The Diamond Necklace is a story, written by Guy Maupassant, regarding an emblematic young girl, Mathilde, who was not appreciative of her background and suffered incessantly in her quest to enjoy all elegances and luxuries. Mathilde was troubled by the poverty of her dwelling, and once invited to a party she had to borrow a diamond necklace from her neighbor for her to stand out and match with the rest of the guests. At the party, she lost the necklace and a while later had to sell everything and incur debts in order to pay for the lost necklace. Ten years after toiling to death to clear the debts, the necklace owner confessed to her that the necklace was a fake one. Maupassant relied on the characters personality of naivety, ungrateful, greed and selfishness to illustrate how the negative personality led to her downfall. The characters negative personalities help the audience to judge and agree that Mathilde suffering was self-inflicted. Through the elements of themes, irony, symbols, motifs Maupassant can relate how the characters value changed over time and was a result of her negative personality traits.

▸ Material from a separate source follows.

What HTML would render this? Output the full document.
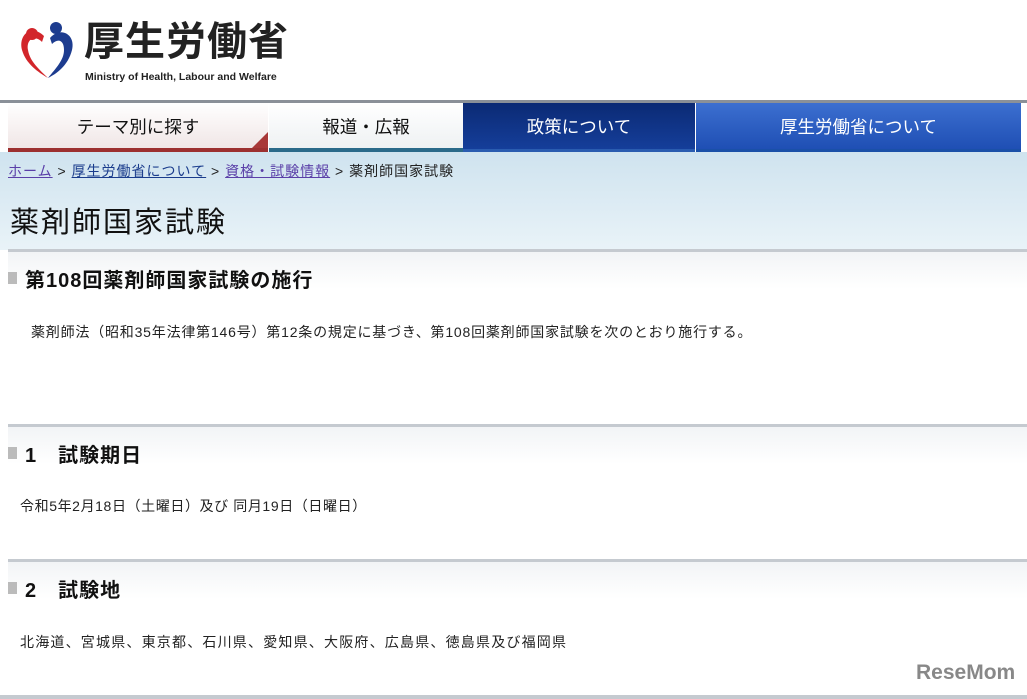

Maupassant used the element of several themes to illustrate how Mathildes perception of herself, happiness and riches pulled her in making imprudent, self-serving actions. Themes used in the story are in the scope of deceptive appearance, ungratefulness and perceived power of objects were used to illustrate how Mathilde misery was self-inflicting. Mathilde is illustrated to have a feeling of belonging to a certain social class, and she does everything in her power to get into that class. In her quest to change her life, the greed, impatience, and inability to reason with others lead her into having a set mind about the value of objects. For example, through the theme of deceptive appearance, Maupassant was able to link Mathilde perception of a fake necklace to her perception of her value.
The motif of coveting is used to illustrate how Mathilde desired everything that other people had, to the extent of coveting all their miseries. Mathilde is illustrated as being so covetous of other women, especially Madame Forestiers wealth. Despite getting presentable jewelry and dress to attend the party, Mathilde still covets other womens wear. The high level of coveting is used by the author to indicate to the audience a level of a dangerous life that can lead to Mathildes downfall and, alongside produces only short-lived happiness. Therefore, the motif of coveting was used as a hint that Mathilde will hit her downfall due to the high persistent of coveting.
The symbol of a necklace is used in the story to illustrate Mathilde's life of being beautiful but valueless in the end. Mathilde intention of borrowing the necklace was to depict her wealthy status to other people at the party. Mathilde believed the necklace is worth 40, 000 francs, whereas its worth was 500 francs. The necklace stands as the main element that led to Mathilde's downfall. Therefore, the neck can be symbolized to the deception or inability to deal with the reality of one situation. Due to Mathildes belief that the necklace was of high value, her life turns upside down; just as she believed she was of a higher value than the reality of her situation.
The irony was used in the story to depict how Mathilde lost her only asset, her beauty, to pay for something worthless. At the end of the story, the audience learns that the necklace was worth only 500 francs as opposed to Mathildes perception of 40,000 francs. The irony in the above instance helps the audience to understand that Mathilde ten years of suffering and loss of beauty was self-inflicting. In the first instances, after losing the necklace, the audience would have sympathized with Mathilde for having worked for ten years to repay the necklace. However, after learning the value of the necklace, the audience can only blame Mathilde for not having taken the time to ask the real value of the necklace.
Mathildes life of suffering as a result of her negative attitude and personality is justified through the elements of motif, theme, irony and symbols. A combination of the motif, theme, irony and symbols illustrates how Mathilde dug her own grave. Mathildes personality is depicted as being ungrateful, greedy and selfish, and which leads to her downfall. Her covetous and naive nature helps her to illustrate how her negative personality led to creating a higher value for material things and discrediting the real value of things and persons. If Mathilde character was in the opposite, it would have been had to fall into the trap of suffering for ten years. For example, if Mathilde had not borrowed the necklace, she could not have changed her beautiful value and suffered that much.
Maupassant, Guy. The Diamond Necklace. CreateSpace Independent Publishing Platform, 2014.